Growing up a British-Asian at the turn of the 70s/80s, it was always likely that he would have been caught up in bullying of one kind or another. Yet, looking back, Bhaskar welcomes his experience, as it came from two sides; the whites, and the Asians who did not like the fact he had white friends: “It felt crap at the time,” he sighs, “but I’m very glad I went through it because it really clarified the term ‘my people’ for me. It wasn’t then based on colour, it wasn’t then based on politics, it wasn’t based on any of those things. It meant I could define it rather than somebody going ‘Are you or are you not in my club?’ and at least from that point onwards I could say ‘No, I’m not. I’m a member of my club, but I’m not a member of yours. Don’t really want to be, whoever you are.”

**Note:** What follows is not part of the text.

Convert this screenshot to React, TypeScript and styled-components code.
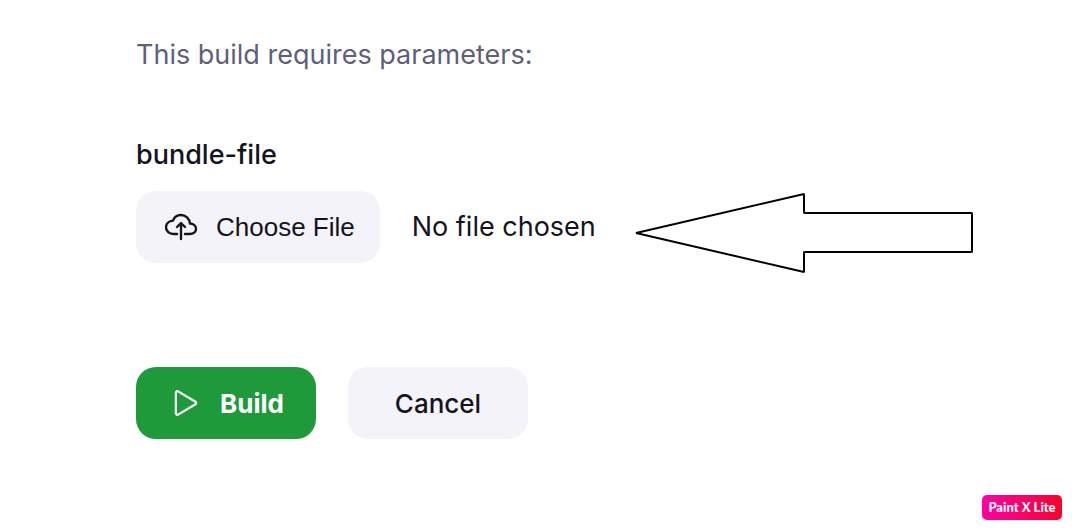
import { useRef, useState } from "react";
import styled, { createGlobalStyle } from "styled-components";
import { IoCloudUploadOutline, IoPlayOutline } from "react-icons/io5";

const GlobalStyle = createGlobalStyle`
  * {
    box-sizing: border-box;
  }
  body {
    margin: 0;
    background: #fff;
    color: #14141f;
    font-family: Inter, "Liberation Sans", sans-serif;
    font-size: 27px;
    line-height: 36px;
  }
`;

const Page = styled.main`
  min-height: 100vh;
  padding: 37px 32px 36px 136px;
`;

const Intro = styled.p`
  margin: 0 0 64px;
  color: #5f5f7c;
`;

const Field = styled.div`
  margin-bottom: 104px;
`;

const FieldLabel = styled.label`
  display: block;
  width: fit-content;
  margin-bottom: 18px;
  font-weight: 500;
`;

const FileRow = styled.div`
  position: relative;
  display: flex;
  align-items: center;
  gap: 32px;
`;

const HiddenInput = styled.input`
  position: absolute;
  width: 1px;
  height: 1px;
  opacity: 0;
  pointer-events: none;
`;

const Button = styled.button<{ $primary?: boolean }>`
  display: inline-flex;
  align-items: center;
  justify-content: center;
  gap: 16px;
  min-width: 180px;
  height: 72px;
  padding: 0 28px;
  border: 0;
  border-radius: 20px;
  background: ${(p) => (p.$primary ? "#1f9a3a" : "#f4f3f9")};
  color: ${(p) => (p.$primary ? "#fff" : "#14141f")};
  font-family: inherit;
  font-size: 26px;
  font-weight: ${(p) => (p.$primary ? 700 : 500)};
  cursor: pointer;
`;

const FileButton = styled(Button)`
  gap: 19px;
  padding: 0 25px 0 29px;
  font-family: "Liberation Sans", Arial, sans-serif;
  font-weight: 400;

  svg * {
    stroke-width: 38px;
  }
`;

const Actions = styled.div`
  display: flex;
  gap: 32px;
`;

const ArrowNote = styled.svg`
  position: absolute;
  left: 499px;
  top: 1px;
  overflow: visible;
`;

const Watermark = styled.div`
  position: fixed;
  right: 10px;
  bottom: 8px;
  width: 80px;
  border-radius: 5px;
  background: linear-gradient(90deg, #ff00a6, #f9002b);
  color: #fff;
  font-family: Lato, sans-serif;
  font-size: 13px;
  font-weight: 900;
  line-height: 25px;
  text-align: center;
`;

export default function App() {
  const input = useRef<HTMLInputElement>(null);
  const [fileName, setFileName] = useState("No file chosen");

  return (
    <>
      <GlobalStyle />
      <Page>
        <Intro>This build requires parameters:</Intro>
        <Field>
          <FieldLabel htmlFor="bundle-file">bundle-file</FieldLabel>
          <FileRow>
            <HiddenInput
              ref={input}
              id="bundle-file"
              type="file"
              tabIndex={-1}
              onChange={(e) => setFileName(e.target.files?.[0]?.name ?? "No file chosen")}
            />
            <FileButton type="button" onClick={() => input.current?.click()}>
              <IoCloudUploadOutline size={32} aria-hidden />
              Choose File
            </FileButton>
            <span>{fileName}</span>
            <ArrowNote width="340" height="82" viewBox="0 0 340 82" aria-hidden>
              <path
                d="M1 41L169 2V21H337V60H169V80Z"
                fill="#fff"
                stroke="#000"
                strokeWidth="2"
                strokeLinejoin="bevel"
              />
            </ArrowNote>
          </FileRow>
        </Field>
        <Actions>
          <Button type="button" $primary>
            <IoPlayOutline size={36} aria-hidden />
            Build
          </Button>
          <Button type="button">Cancel</Button>
        </Actions>
      </Page>
      <Watermark>Paint X Lite</Watermark>
    </>
  );
}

Humour has been his weapon of choice ever since, and he regards it far more highly than the distraction method it is so often taken for. “I think humour used as a coping mechanism is actually quite philosophical and it’s probably underrated slightly. People think that humour as a coping mechanism is all about deflection, it isn’t. Sometimes it’s about expressing deep truths within it, which is the power of satire.” He is vehement and passionate in his views.

The search for the grail was worth it. Bhaskar is open, approachable, amusing, humble, altruistic, fun and more intelligent than he would have you believe. But more than that, when you cut through the humour, the self-deprecation and the god-given completely untrained talent, he is just a little bit philosophical too. “There’s a lot of shit stuff in the world,” he concludes, “and in a way this country, right now, it’s just a very angry place. I think the world is. It’s a fearful, angry and insecure place, so you need humour to counter that, otherwise only darkness remains.”

This would have been a poignant way to end an interview, if not slightly tense and a touch depressing. But the glint in Bhaskar’s eye suggests he is not finished. “The counter point to that is, for all the people out there who are fearful and depressed and angry and insecure… f**k ‘em!” The tension is immediately broken. Bhaskar smiles knowingly. “That’s the advantage of humour.”